Hamlin hopes his life experience will help Logano. He's taken a hands-on approach to helping the teenage sensation with matters on and off the track.
"The sport changes you," Hamlin said. "You don't want to change, but it does change you. You need to value your time a little bit more, and he'll realize that. It's all about staying focused.
"And you can't take things for granted. That's one thing I did learn from early."
Fill 'er up
Hamlin was a bit perplexed when he pulled his Range Rover up to the gas pump a month ago.
"I [didn't] even know how to open up the gas cap," he said.
It had been 10 months since Hamlin had put gas in one of his vehicles. He has somebody at his palatial home on Lake Norman who does that. But as he thought about all the other people who don't have it so lucky, he experienced a new sense of appreciation for fans who have to choose between buying a ticket to a race or filling up their car.
So he came up with a plan to buy tickets and give them away.
"Anything we can do to fuel their fire to come to these races is going to be a plus," Hamlin said. "If I can get them there for free, then that's what I'm going to do."
This time a year ago, Hamlin was a bit more selfish in his thinking. He didn't truly appreciate the value of teamwork.
Then came Michigan.
"I saw kind of a different Denny after that," Joe Gibbs said. "Sometimes when things happen we disappoint ourselves, we learn from it.
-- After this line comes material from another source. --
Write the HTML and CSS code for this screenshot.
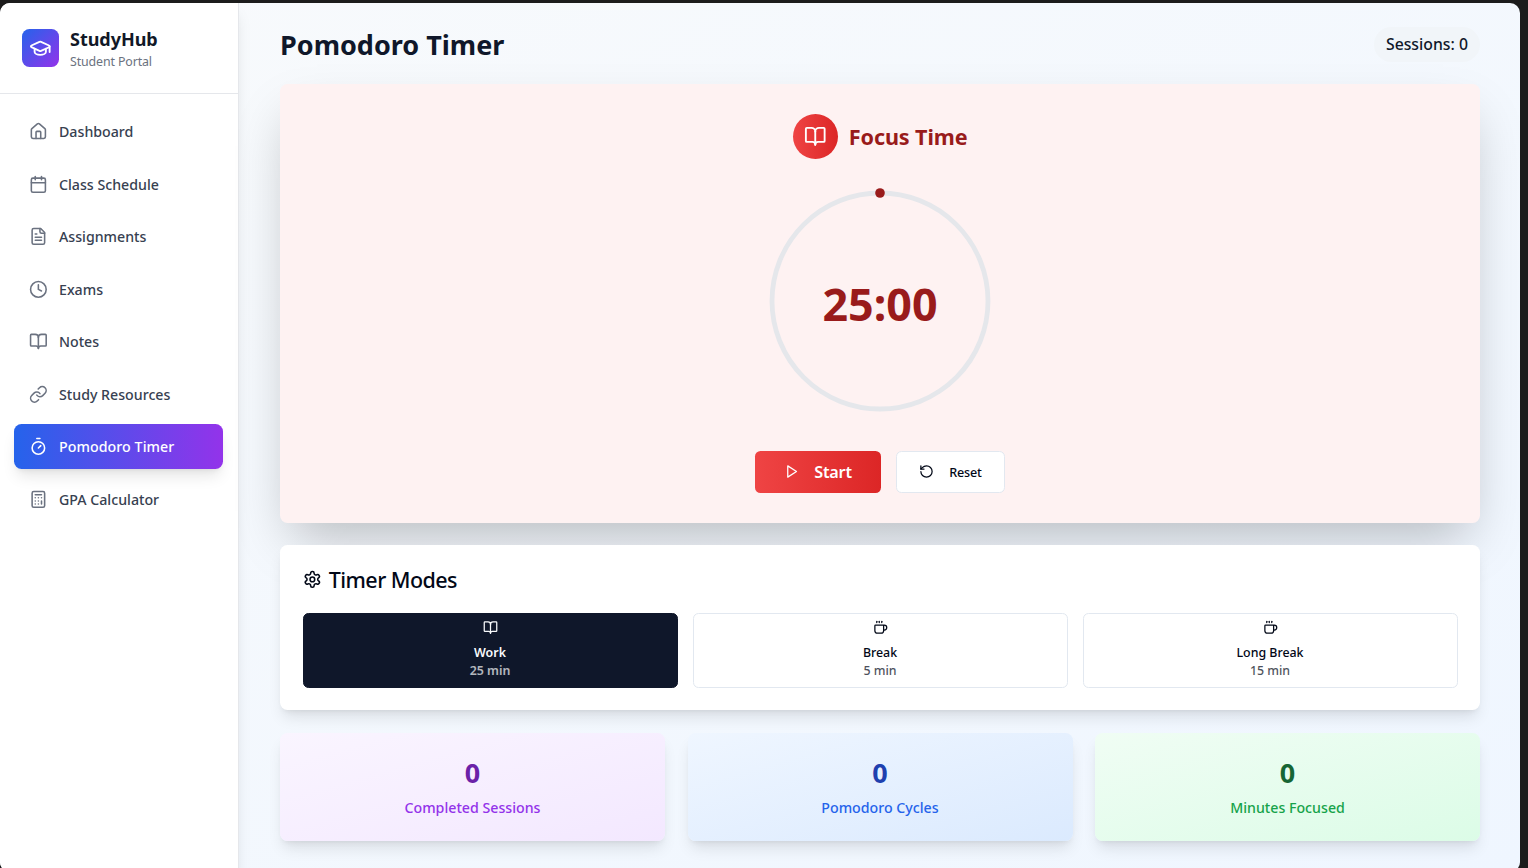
FILE: index.html
```html
<!DOCTYPE html>
<html lang="en">
<head>
<meta charset="utf-8">
<title>StudyHub - Pomodoro Timer</title>
<link rel="stylesheet" href="styles.css">
</head>
<body>
<svg class="defs" aria-hidden="true">
  <symbol id="book-open" viewBox="0 0 24 24"><path d="M12 7v14"/><path d="M3 18a1 1 0 0 1-1-1V4a1 1 0 0 1 1-1h5a4 4 0 0 1 4 4 4 4 0 0 1 4-4h5a1 1 0 0 1 1 1v13a1 1 0 0 1-1 1h-6a3 3 0 0 0-3 3 3 3 0 0 0-3-3z"/></symbol>
  <symbol id="coffee" viewBox="0 0 24 24"><path d="M10 2v2"/><path d="M14 2v2"/><path d="M6 2v2"/><path d="M16 8a1 1 0 0 1 1 1v8a4 4 0 0 1-4 4H7a4 4 0 0 1-4-4V9a1 1 0 0 1 1-1h14a4 4 0 1 1 0 8h-1"/></symbol>
</svg>
<div class="app">
  <aside class="sidebar">
    <div class="brand">
      <div class="brand-logo"><svg class="icon" viewBox="0 0 24 24"><path d="M21.42 10.922a1 1 0 0 0-.019-1.838L12.83 5.18a2 2 0 0 0-1.66 0L2.6 9.08a1 1 0 0 0 0 1.832l8.57 3.908a2 2 0 0 0 1.66 0z"/><path d="M22 10v6"/><path d="M6 12.5V16a6 3 0 0 0 12 0v-3.5"/></svg></div>
      <div>
        <div class="brand-name">StudyHub</div>
        <div class="brand-sub">Student Portal</div>
      </div>
    </div>
    <nav class="nav">
      <a class="nav-item"><svg class="icon" viewBox="0 0 24 24"><path d="M15 21v-8a1 1 0 0 0-1-1h-4a1 1 0 0 0-1 1v8"/><path d="M3 10a2 2 0 0 1 .709-1.528l7-5.999a2 2 0 0 1 2.582 0l7 5.999A2 2 0 0 1 21 10v9a2 2 0 0 1-2 2H5a2 2 0 0 1-2-2z"/></svg><span>Dashboard</span></a>
      <a class="nav-item"><svg class="icon" viewBox="0 0 24 24"><path d="M8 2v4"/><path d="M16 2v4"/><rect width="18" height="18" x="3" y="4" rx="2"/><path d="M3 10h18"/></svg><span>Class Schedule</span></a>
      <a class="nav-item"><svg class="icon" viewBox="0 0 24 24"><path d="M15 2H6a2 2 0 0 0-2 2v16a2 2 0 0 0 2 2h12a2 2 0 0 0 2-2V7Z"/><path d="M14 2v4a2 2 0 0 0 2 2h4"/><path d="M10 9H8"/><path d="M16 13H8"/><path d="M16 17H8"/></svg><span>Assignments</span></a>
      <a class="nav-item"><svg class="icon" viewBox="0 0 24 24"><circle cx="12" cy="12" r="10"/><path d="M12 6v6l4 2"/></svg><span>Exams</span></a>
      <a class="nav-item"><svg class="icon"><use href="#book-open"/></svg><span>Notes</span></a>
      <a class="nav-item"><svg class="icon" viewBox="0 0 24 24"><path d="M10 13a5 5 0 0 0 7.54.54l3-3a5 5 0 0 0-7.07-7.07l-1.72 1.71"/><path d="M14 11a5 5 0 0 0-7.54-.54l-3 3a5 5 0 0 0 7.07 7.07l1.71-1.71"/></svg><span>Study Resources</span></a>
      <a class="nav-item active"><svg class="icon" viewBox="0 0 24 24"><path d="M10 2h4"/><path d="M12 14l3-3"/><circle cx="12" cy="14" r="8"/></svg><span>Pomodoro Timer</span></a>
      <a class="nav-item"><svg class="icon" viewBox="0 0 24 24"><rect width="16" height="20" x="4" y="2" rx="2"/><path d="M8 6h8"/><path d="M16 14v4"/><path d="M16 10h.01"/><path d="M12 10h.01"/><path d="M8 10h.01"/><path d="M12 14h.01"/><path d="M8 14h.01"/><path d="M12 18h.01"/><path d="M8 18h.01"/></svg><span>GPA Calculator</span></a>
    </nav>
  </aside>
  <main class="main">
    <header class="page-head">
      <h1 class="title">Pomodoro Timer</h1>
      <span class="badge">Sessions: 0</span>
    </header>
    <section class="timer-card">
      <div class="timer-head">
        <div class="timer-icon"><svg class="icon"><use href="#book-open"/></svg></div>
        <h2 class="timer-title">Focus Time</h2>
      </div>
      <div class="ring">
        <svg class="ring-svg" viewBox="0 0 100 100"><circle cx="50" cy="50" r="45" fill="none" stroke="#e5e7eb" stroke-width="2"/><circle cx="50" cy="5" r="2" fill="#991b1b"/></svg>
        <div class="time">25:00</div>
      </div>
      <div class="controls">
        <button class="btn start"><svg class="icon" viewBox="0 0 24 24"><path d="M6 3l14 9-14 9z"/></svg><span>Start</span></button>
        <button class="btn reset"><svg class="icon" viewBox="0 0 24 24"><path d="M3 12a9 9 0 1 0 9-9 9.75 9.75 0 0 0-6.74 2.74L3 8"/><path d="M3 3v5h5"/></svg><span>Reset</span></button>
      </div>
    </section>
    <section class="modes-card">
      <h3 class="modes-title"><svg class="icon" viewBox="0 0 24 24"><path d="M12.22 2h-.44a2 2 0 0 0-2 2v.18a2 2 0 0 1-1 1.73l-.43.25a2 2 0 0 1-2 0l-.15-.08a2 2 0 0 0-2.73.73l-.22.38a2 2 0 0 0 .73 2.73l.15.1a2 2 0 0 1 1 1.72v.51a2 2 0 0 1-1 1.74l-.15.09a2 2 0 0 0-.73 2.73l.22.38a2 2 0 0 0 2.73.73l.15-.08a2 2 0 0 1 2 0l.43.25a2 2 0 0 1 1 1.73V20a2 2 0 0 0 2 2h.44a2 2 0 0 0 2-2v-.18a2 2 0 0 1 1-1.73l.43-.25a2 2 0 0 1 2 0l.15.08a2 2 0 0 0 2.73-.73l.22-.39a2 2 0 0 0-.73-2.73l-.15-.08a2 2 0 0 1-1-1.74v-.5a2 2 0 0 1 1-1.74l.15-.09a2 2 0 0 0 .73-2.73l-.22-.38a2 2 0 0 0-2.73-.73l-.15.08a2 2 0 0 1-2 0l-.43-.25a2 2 0 0 1-1-1.73V4a2 2 0 0 0-2-2z"/><circle cx="12" cy="12" r="3"/></svg><span>Timer Modes</span></h3>
      <div class="modes">
        <button class="mode selected"><svg class="icon"><use href="#book-open"/></svg><span class="mode-name">Work</span><span class="mode-min">25 min</span></button>
        <button class="mode"><svg class="icon"><use href="#coffee"/></svg><span class="mode-name">Break</span><span class="mode-min">5 min</span></button>
        <button class="mode"><svg class="icon"><use href="#coffee"/></svg><span class="mode-name">Long Break</span><span class="mode-min">15 min</span></button>
      </div>
    </section>
    <section class="stats">
      <div class="stat purple"><div class="stat-value">0</div><div class="stat-label">Completed Sessions</div></div>
      <div class="stat blue"><div class="stat-value">0</div><div class="stat-label">Pomodoro Cycles</div></div>
      <div class="stat green"><div class="stat-value">0</div><div class="stat-label">Minutes Focused</div></div>
    </section>
  </main>
</div>
</body>
</html>
```
FILE: styles.css
```css
* { box-sizing: border-box; margin: 0; padding: 0; }
html { font-size: 15px; }
body { height: 868px; overflow: hidden; background: #1c1c1c; padding-top: 3px; font-family: "Noto Sans", "Open Sans", sans-serif; color: #020817; }
button { font-family: inherit; cursor: pointer; }
.defs { display: none; }
.icon { width: 15px; height: 15px; fill: none; stroke: currentColor; stroke-width: 2; stroke-linecap: round; stroke-linejoin: round; flex: none; }
.app { display: flex; width: 1520px; height: 869px; border-radius: 10px; overflow: hidden; background: linear-gradient(to bottom right, #f8fafc, #eff6ff); }

.sidebar { width: 239px; background: #fff; border-right: 1px solid #e5e7eb; box-shadow: 0 10px 15px -3px rgba(0,0,0,.1), 0 4px 6px -4px rgba(0,0,0,.1); }
.brand { display: flex; align-items: center; gap: 11px; height: 91px; padding: 0 22px; border-bottom: 1px solid #e5e7eb; }
.brand-logo { display: flex; align-items: center; justify-content: center; width: 37px; height: 37.5px; border-radius: 7.5px; color: #fff; background: linear-gradient(to bottom right, #2563eb, #9333ea); }
.brand-logo .icon { width: 22.5px; height: 22.5px; }
.brand-name { font-size: 18px; line-height: 26px; font-weight: 700; color: #111827; letter-spacing: -.03px; }
.brand-sub { padding-top: 1px; font-size: 12.4px; line-height: 18px; color: #6b7280; letter-spacing: -.12px; }
.nav { display: flex; flex-direction: column; gap: 7.5px; padding: 15px 15px 0 14px; }
.nav-item { display: flex; align-items: center; gap: 11.25px; height: 45px; padding: 0 15px; border-radius: 7.5px; color: #374151; font-size: 14.2px; font-weight: 500; }
.nav-item .icon { width: 18.75px; height: 18.75px; color: #6b7280; }
.nav-item.active { color: #fff; background: linear-gradient(90deg, #2563eb, #9333ea); box-shadow: 0 10px 15px -3px rgba(0,0,0,.1), 0 4px 6px -4px rgba(0,0,0,.1); letter-spacing: .07px; }
.nav-item.active .icon { color: #fff; }

.main { display: flex; flex-direction: column; flex: 1; gap: 22px; padding: 23px 40px 0 41px; }
.page-head { display: flex; align-items: center; justify-content: space-between; height: 36px; }
.title { padding-top: 2px; font-size: 27px; line-height: 36px; font-weight: 700; color: #0f172a; }
.badge { display: flex; align-items: center; height: 35px; padding: 0 12px; border-radius: 18px; background: #f1f5f9; color: #0f172a; font-size: 15.8px; font-weight: 500; }

.timer-card { display: flex; flex-direction: column; align-items: center; height: 439px; padding: 30px; border-radius: 7.5px; background: #fef2f2; box-shadow: 0 25px 50px -12px rgba(0,0,0,.25); }
.timer-head { display: flex; align-items: center; gap: 11.25px; margin-bottom: 22px; }
.timer-icon { display: flex; align-items: center; justify-content: center; width: 45px; height: 45px; border-radius: 50%; color: #fff; background: linear-gradient(90deg, #ef4444, #dc2626); }
.timer-icon .icon { width: 22.5px; height: 22.5px; }
.timer-title { font-size: 21.6px; line-height: 30px; font-weight: 700; color: #991b1b; letter-spacing: -.12px; }
.ring { display: grid; place-items: center; width: 240px; height: 240px; margin-bottom: 30px; }
.ring > * { grid-area: 1 / 1; }
.ring-svg { width: 240px; height: 240px; }
.time { padding-top: 5px; font-size: 44.8px; line-height: 48px; font-weight: 700; color: #991b1b; }
.controls { display: flex; gap: 15px; }
.btn { display: flex; align-items: center; justify-content: center; height: 42px; border-radius: 5.5px; }
.btn .icon { margin-bottom: 2px; }
.start { width: 126px; gap: 15px; border: 0; color: #fff; background: linear-gradient(90deg, #ef4444, #dc2626); font-size: 16.2px; font-weight: 600; letter-spacing: -.2px; }
.reset { width: 109px; gap: 15px; border: 1px solid #e2e8f0; background: #fff; color: #020817; font-size: 12.6px; font-weight: 500; letter-spacing: -.2px; }

.modes-card { height: 165px; padding: 22.5px; border-radius: 7.5px; background: #fff; box-shadow: 0 10px 15px -3px rgba(0,0,0,.1), 0 4px 6px -4px rgba(0,0,0,.1); }
.modes-title { display: flex; align-items: center; gap: 7.5px; height: 23px; margin-bottom: 22.5px; font-size: 21.5px; font-weight: 500; letter-spacing: -.55px; }
.modes-title span { padding-top: 1px; }
.modes-title .icon { width: 18.75px; height: 18.75px; }
.modes { display: grid; grid-template-columns: repeat(3, 1fr); gap: 15px; }
.mode { display: flex; flex-direction: column; align-items: center; height: 75px; padding-top: 6px; border: 1px solid #e2e8f0; border-radius: 5.5px; background: #fff; color: #020817; font-size: 12.4px; font-weight: 500; }
.mode .icon { margin-bottom: 8px; }
.mode-name { line-height: 19px; }
.mode-min { line-height: 18px; opacity: .7; }
.mode.selected { color: #f8fafc; background: #0f172a; border-color: #0f172a; font-weight: 600; }

.stats { display: grid; grid-template-columns: repeat(3, 1fr); gap: 22.5px; padding-top: 1px; }
.stat { height: 108px; padding-top: 22.5px; border-radius: 7.5px; text-align: center; box-shadow: 0 10px 15px -3px rgba(0,0,0,.1), 0 4px 6px -4px rgba(0,0,0,.1); }
.stat-value { font-size: 27px; line-height: 34px; font-weight: 700; }
.stat-label { margin-top: 7.5px; font-size: 14.2px; line-height: 21px; font-weight: 500; }
.purple { background: linear-gradient(to bottom right, #faf5ff, #f3e8ff); color: #6b21a8; }
.purple .stat-label { color: #9333ea; }
.blue { background: linear-gradient(to bottom right, #eff6ff, #dbeafe); color: #1e40af; }
.blue .stat-label { color: #2563eb; }
.green { background: linear-gradient(to bottom right, #f0fdf4, #dcfce7); color: #166534; }
.green .stat-label { color: #16a34a; }
```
I thought he learned from it."
The newfound maturity came at the perfect time with Logano coming into the fold and Stewart leaving. Ford believes it could make Hamlin even more of a threat on the track.
"From that point, and some strong meetings, that was the point where he was humbled and started to figure things out," he said, referring to the Michigan race. "When emotions are out on the table, those are life-changing moments.
"I think the eyes are open. I see him maturing personally as well. You hear a lot of negativity and things. People grow. I'm glad to see him grow."